>> BEGIN
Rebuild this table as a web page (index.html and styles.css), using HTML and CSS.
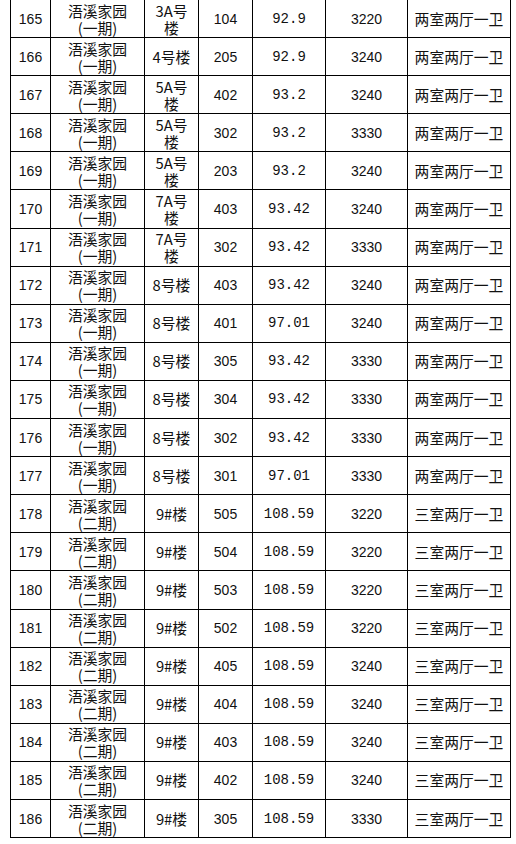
FILE: index.html
```html
<!DOCTYPE html>
<html lang="zh-CN">
<head>
<meta charset="utf-8">
<title>房源表</title>
<link rel="stylesheet" href="styles.css">
</head>
<body>
<table class="sheet">
<colgroup>
<col class="c1"><col class="c2"><col class="c3"><col class="c4"><col class="c5"><col class="c6"><col class="c7">
</colgroup>
<tbody>
<tr><td class="num">165</td><td class="cn"><span class="ln">浯溪家园</span><span class="ln">(一期)</span></td><td class="cn"><span class="ln">3A号</span><span class="ln">楼</span></td><td class="num">104</td><td class="mono">92.9</td><td class="num">3220</td><td class="cn">两室两厅一卫</td></tr>
<tr><td class="num">166</td><td class="cn"><span class="ln">浯溪家园</span><span class="ln">(一期)</span></td><td class="cn">4号楼</td><td class="num">205</td><td class="mono">92.9</td><td class="num">3240</td><td class="cn">两室两厅一卫</td></tr>
<tr><td class="num">167</td><td class="cn"><span class="ln">浯溪家园</span><span class="ln">(一期)</span></td><td class="cn"><span class="ln">5A号</span><span class="ln">楼</span></td><td class="num">402</td><td class="mono">93.2</td><td class="num">3240</td><td class="cn">两室两厅一卫</td></tr>
<tr><td class="num">168</td><td class="cn"><span class="ln">浯溪家园</span><span class="ln">(一期)</span></td><td class="cn"><span class="ln">5A号</span><span class="ln">楼</span></td><td class="num">302</td><td class="mono">93.2</td><td class="num">3330</td><td class="cn">两室两厅一卫</td></tr>
<tr><td class="num">169</td><td class="cn"><span class="ln">浯溪家园</span><span class="ln">(一期)</span></td><td class="cn"><span class="ln">5A号</span><span class="ln">楼</span></td><td class="num">203</td><td class="mono">93.2</td><td class="num">3240</td><td class="cn">两室两厅一卫</td></tr>
<tr><td class="num">170</td><td class="cn"><span class="ln">浯溪家园</span><span class="ln">(一期)</span></td><td class="cn"><span class="ln">7A号</span><span class="ln">楼</span></td><td class="num">403</td><td class="mono">93.42</td><td class="num">3240</td><td class="cn">两室两厅一卫</td></tr>
<tr><td class="num">171</td><td class="cn"><span class="ln">浯溪家园</span><span class="ln">(一期)</span></td><td class="cn"><span class="ln">7A号</span><span class="ln">楼</span></td><td class="num">302</td><td class="mono">93.42</td><td class="num">3330</td><td class="cn">两室两厅一卫</td></tr>
<tr><td class="num">172</td><td class="cn"><span class="ln">浯溪家园</span><span class="ln">(一期)</span></td><td class="cn">8号楼</td><td class="num">403</td><td class="mono">93.42</td><td class="num">3240</td><td class="cn">两室两厅一卫</td></tr>
<tr><td class="num">173</td><td class="cn"><span class="ln">浯溪家园</span><span class="ln">(一期)</span></td><td class="cn">8号楼</td><td class="num">401</td><td class="mono">97.01</td><td class="num">3240</td><td class="cn">两室两厅一卫</td></tr>
<tr><td class="num">174</td><td class="cn"><span class="ln">浯溪家园</span><span class="ln">(一期)</span></td><td class="cn">8号楼</td><td class="num">305</td><td class="mono">93.42</td><td class="num">3330</td><td class="cn">两室两厅一卫</td></tr>
<tr><td class="num">175</td><td class="cn"><span class="ln">浯溪家园</span><span class="ln">(一期)</span></td><td class="cn">8号楼</td><td class="num">304</td><td class="mono">93.42</td><td class="num">3330</td><td class="cn">两室两厅一卫</td></tr>
<tr><td class="num">176</td><td class="cn"><span class="ln">浯溪家园</span><span class="ln">(一期)</span></td><td class="cn">8号楼</td><td class="num">302</td><td class="mono">93.42</td><td class="num">3330</td><td class="cn">两室两厅一卫</td></tr>
<tr><td class="num">177</td><td class="cn"><span class="ln">浯溪家园</span><span class="ln">(一期)</span></td><td class="cn">8号楼</td><td class="num">301</td><td class="mono">97.01</td><td class="num">3330</td><td class="cn">两室两厅一卫</td></tr>
<tr><td class="num">178</td><td class="cn"><span class="ln">浯溪家园</span><span class="ln">(二期)</span></td><td class="cn">9#楼</td><td class="num">505</td><td class="mono">108.59</td><td class="num">3220</td><td class="cn">三室两厅一卫</td></tr>
<tr><td class="num">179</td><td class="cn"><span class="ln">浯溪家园</span><span class="ln">(二期)</span></td><td class="cn">9#楼</td><td class="num">504</td><td class="mono">108.59</td><td class="num">3220</td><td class="cn">三室两厅一卫</td></tr>
<tr><td class="num">180</td><td class="cn"><span class="ln">浯溪家园</span><span class="ln">(二期)</span></td><td class="cn">9#楼</td><td class="num">503</td><td class="mono">108.59</td><td class="num">3220</td><td class="cn">三室两厅一卫</td></tr>
<tr><td class="num">181</td><td class="cn"><span class="ln">浯溪家园</span><span class="ln">(二期)</span></td><td class="cn">9#楼</td><td class="num">502</td><td class="mono">108.59</td><td class="num">3220</td><td class="cn">三室两厅一卫</td></tr>
<tr><td class="num">182</td><td class="cn"><span class="ln">浯溪家园</span><span class="ln">(二期)</span></td><td class="cn">9#楼</td><td class="num">405</td><td class="mono">108.59</td><td class="num">3240</td><td class="cn">三室两厅一卫</td></tr>
<tr><td class="num">183</td><td class="cn"><span class="ln">浯溪家园</span><span class="ln">(二期)</span></td><td class="cn">9#楼</td><td class="num">404</td><td class="mono">108.59</td><td class="num">3240</td><td class="cn">三室两厅一卫</td></tr>
<tr><td class="num">184</td><td class="cn"><span class="ln">浯溪家园</span><span class="ln">(二期)</span></td><td class="cn">9#楼</td><td class="num">403</td><td class="mono">108.59</td><td class="num">3240</td><td class="cn">三室两厅一卫</td></tr>
<tr><td class="num">185</td><td class="cn"><span class="ln">浯溪家园</span><span class="ln">(二期)</span></td><td class="cn">9#楼</td><td class="num">402</td><td class="mono">108.59</td><td class="num">3240</td><td class="cn">三室两厅一卫</td></tr>
<tr><td class="num">186</td><td class="cn"><span class="ln">浯溪家园</span><span class="ln">(二期)</span></td><td class="cn">9#楼</td><td class="num">305</td><td class="mono">108.59</td><td class="num">3330</td><td class="cn">三室两厅一卫</td></tr>
</tbody>
</table>
</body>
</html>
```

FILE: styles.css
```css
html, body {
  margin: 0;
  padding: 0;
  background: #ffffff;
}
body {
  padding: 0 0 0 10px;
  font-family: "Noto Sans CJK SC", "DejaVu Sans", sans-serif;
  color: #111;
}
.sheet {
  border-collapse: collapse;
  table-layout: fixed;
  width: 501px;
  margin-top: -1px;
}
.c1 { width: 40px; }
.c2 { width: 94px; }
.c3 { width: 54px; }
.c4 { width: 54px; }
.c5 { width: 73px; }
.c6 { width: 82px; }
.c7 { width: 103px; }
.sheet tr {
  height: 38.1px;
}
.sheet td {
  border: 1px solid #000;
  padding: 0;
  text-align: center;
  vertical-align: middle;
  overflow: hidden;
  white-space: nowrap;
}
.cn {
  font-family: "Noto Sans CJK SC", sans-serif;
  font-size: 14.8px;
  line-height: 18px;
  font-weight: 400;
}
.ln {
  display: block;
  height: 17px;
  line-height: 17px;
  overflow: visible;
}
.num {
  font-family: "Liberation Sans", "DejaVu Sans", sans-serif;
  font-size: 14px;
  line-height: 18px;
}
.mono {
  font-family: "Liberation Mono", "DejaVu Sans Mono", monospace;
  font-size: 14px;
  line-height: 18px;
}
```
>> END
→ Directions for this task
Set down the material exactly, every line of it, except for the pictures.

→ Solution to the problem
Rebuild this table as a web page (index.html and styles.css), using HTML and CSS.
FILE: index.html
```html
<!DOCTYPE html>
<html lang="zh-CN">
<head>
<meta charset="utf-8">
<title>房源表</title>
<link rel="stylesheet" href="styles.css">
</head>
<body>
<table class="sheet">
<colgroup>
<col class="c1"><col class="c2"><col class="c3"><col class="c4"><col class="c5"><col class="c6"><col class="c7">
</colgroup>
<tbody>
<tr><td class="num">165</td><td class="cn"><span class="ln">浯溪家园</span><span class="ln">(一期)</span></td><td class="cn"><span class="ln">3A号</span><span class="ln">楼</span></td><td class="num">104</td><td class="mono">92.9</td><td class="num">3220</td><td class="cn">两室两厅一卫</td></tr>
<tr><td class="num">166</td><td class="cn"><span class="ln">浯溪家园</span><span class="ln">(一期)</span></td><td class="cn">4号楼</td><td class="num">205</td><td class="mono">92.9</td><td class="num">3240</td><td class="cn">两室两厅一卫</td></tr>
<tr><td class="num">167</td><td class="cn"><span class="ln">浯溪家园</span><span class="ln">(一期)</span></td><td class="cn"><span class="ln">5A号</span><span class="ln">楼</span></td><td class="num">402</td><td class="mono">93.2</td><td class="num">3240</td><td class="cn">两室两厅一卫</td></tr>
<tr><td class="num">168</td><td class="cn"><span class="ln">浯溪家园</span><span class="ln">(一期)</span></td><td class="cn"><span class="ln">5A号</span><span class="ln">楼</span></td><td class="num">302</td><td class="mono">93.2</td><td class="num">3330</td><td class="cn">两室两厅一卫</td></tr>
<tr><td class="num">169</td><td class="cn"><span class="ln">浯溪家园</span><span class="ln">(一期)</span></td><td class="cn"><span class="ln">5A号</span><span class="ln">楼</span></td><td class="num">203</td><td class="mono">93.2</td><td class="num">3240</td><td class="cn">两室两厅一卫</td></tr>
<tr><td class="num">170</td><td class="cn"><span class="ln">浯溪家园</span><span class="ln">(一期)</span></td><td class="cn"><span class="ln">7A号</span><span class="ln">楼</span></td><td class="num">403</td><td class="mono">93.42</td><td class="num">3240</td><td class="cn">两室两厅一卫</td></tr>
<tr><td class="num">171</td><td class="cn"><span class="ln">浯溪家园</span><span class="ln">(一期)</span></td><td class="cn"><span class="ln">7A号</span><span class="ln">楼</span></td><td class="num">302</td><td class="mono">93.42</td><td class="num">3330</td><td class="cn">两室两厅一卫</td></tr>
<tr><td class="num">172</td><td class="cn"><span class="ln">浯溪家园</span><span class="ln">(一期)</span></td><td class="cn">8号楼</td><td class="num">403</td><td class="mono">93.42</td><td class="num">3240</td><td class="cn">两室两厅一卫</td></tr>
<tr><td class="num">173</td><td class="cn"><span class="ln">浯溪家园</span><span class="ln">(一期)</span></td><td class="cn">8号楼</td><td class="num">401</td><td class="mono">97.01</td><td class="num">3240</td><td class="cn">两室两厅一卫</td></tr>
<tr><td class="num">174</td><td class="cn"><span class="ln">浯溪家园</span><span class="ln">(一期)</span></td><td class="cn">8号楼</td><td class="num">305</td><td class="mono">93.42</td><td class="num">3330</td><td class="cn">两室两厅一卫</td></tr>
<tr><td class="num">175</td><td class="cn"><span class="ln">浯溪家园</span><span class="ln">(一期)</span></td><td class="cn">8号楼</td><td class="num">304</td><td class="mono">93.42</td><td class="num">3330</td><td class="cn">两室两厅一卫</td></tr>
<tr><td class="num">176</td><td class="cn"><span class="ln">浯溪家园</span><span class="ln">(一期)</span></td><td class="cn">8号楼</td><td class="num">302</td><td class="mono">93.42</td><td class="num">3330</td><td class="cn">两室两厅一卫</td></tr>
<tr><td class="num">177</td><td class="cn"><span class="ln">浯溪家园</span><span class="ln">(一期)</span></td><td class="cn">8号楼</td><td class="num">301</td><td class="mono">97.01</td><td class="num">3330</td><td class="cn">两室两厅一卫</td></tr>
<tr><td class="num">178</td><td class="cn"><span class="ln">浯溪家园</span><span class="ln">(二期)</span></td><td class="cn">9#楼</td><td class="num">505</td><td class="mono">108.59</td><td class="num">3220</td><td class="cn">三室两厅一卫</td></tr>
<tr><td class="num">179</td><td class="cn"><span class="ln">浯溪家园</span><span class="ln">(二期)</span></td><td class="cn">9#楼</td><td class="num">504</td><td class="mono">108.59</td><td class="num">3220</td><td class="cn">三室两厅一卫</td></tr>
<tr><td class="num">180</td><td class="cn"><span class="ln">浯溪家园</span><span class="ln">(二期)</span></td><td class="cn">9#楼</td><td class="num">503</td><td class="mono">108.59</td><td class="num">3220</td><td class="cn">三室两厅一卫</td></tr>
<tr><td class="num">181</td><td class="cn"><span class="ln">浯溪家园</span><span class="ln">(二期)</span></td><td class="cn">9#楼</td><td class="num">502</td><td class="mono">108.59</td><td class="num">3220</td><td class="cn">三室两厅一卫</td></tr>
<tr><td class="num">182</td><td class="cn"><span class="ln">浯溪家园</span><span class="ln">(二期)</span></td><td class="cn">9#楼</td><td class="num">405</td><td class="mono">108.59</td><td class="num">3240</td><td class="cn">三室两厅一卫</td></tr>
<tr><td class="num">183</td><td class="cn"><span class="ln">浯溪家园</span><span class="ln">(二期)</span></td><td class="cn">9#楼</td><td class="num">404</td><td class="mono">108.59</td><td class="num">3240</td><td class="cn">三室两厅一卫</td></tr>
<tr><td class="num">184</td><td class="cn"><span class="ln">浯溪家园</span><span class="ln">(二期)</span></td><td class="cn">9#楼</td><td class="num">403</td><td class="mono">108.59</td><td class="num">3240</td><td class="cn">三室两厅一卫</td></tr>
<tr><td class="num">185</td><td class="cn"><span class="ln">浯溪家园</span><span class="ln">(二期)</span></td><td class="cn">9#楼</td><td class="num">402</td><td class="mono">108.59</td><td class="num">3240</td><td class="cn">三室两厅一卫</td></tr>
<tr><td class="num">186</td><td class="cn"><span class="ln">浯溪家园</span><span class="ln">(二期)</span></td><td class="cn">9#楼</td><td class="num">305</td><td class="mono">108.59</td><td class="num">3330</td><td class="cn">三室两厅一卫</td></tr>
</tbody>
</table>
</body>
</html>
```

FILE: styles.css
```css
html, body {
  margin: 0;
  padding: 0;
  background: #ffffff;
}
body {
  padding: 0 0 0 10px;
  font-family: "Noto Sans CJK SC", "DejaVu Sans", sans-serif;
  color: #111;
}
.sheet {
  border-collapse: collapse;
  table-layout: fixed;
  width: 501px;
  margin-top: -1px;
}
.c1 { width: 40px; }
.c2 { width: 94px; }
.c3 { width: 54px; }
.c4 { width: 54px; }
.c5 { width: 73px; }
.c6 { width: 82px; }
.c7 { width: 103px; }
.sheet tr {
  height: 38.1px;
}
.sheet td {
  border: 1px solid #000;
  padding: 0;
  text-align: center;
  vertical-align: middle;
  overflow: hidden;
  white-space: nowrap;
}
.cn {
  font-family: "Noto Sans CJK SC", sans-serif;
  font-size: 14.8px;
  line-height: 18px;
  font-weight: 400;
}
.ln {
  display: block;
  height: 17px;
  line-height: 17px;
  overflow: visible;
}
.num {
  font-family: "Liberation Sans", "DejaVu Sans", sans-serif;
  font-size: 14px;
  line-height: 18px;
}
.mono {
  font-family: "Liberation Mono", "DejaVu Sans Mono", monospace;
  font-size: 14px;
  line-height: 18px;
}
```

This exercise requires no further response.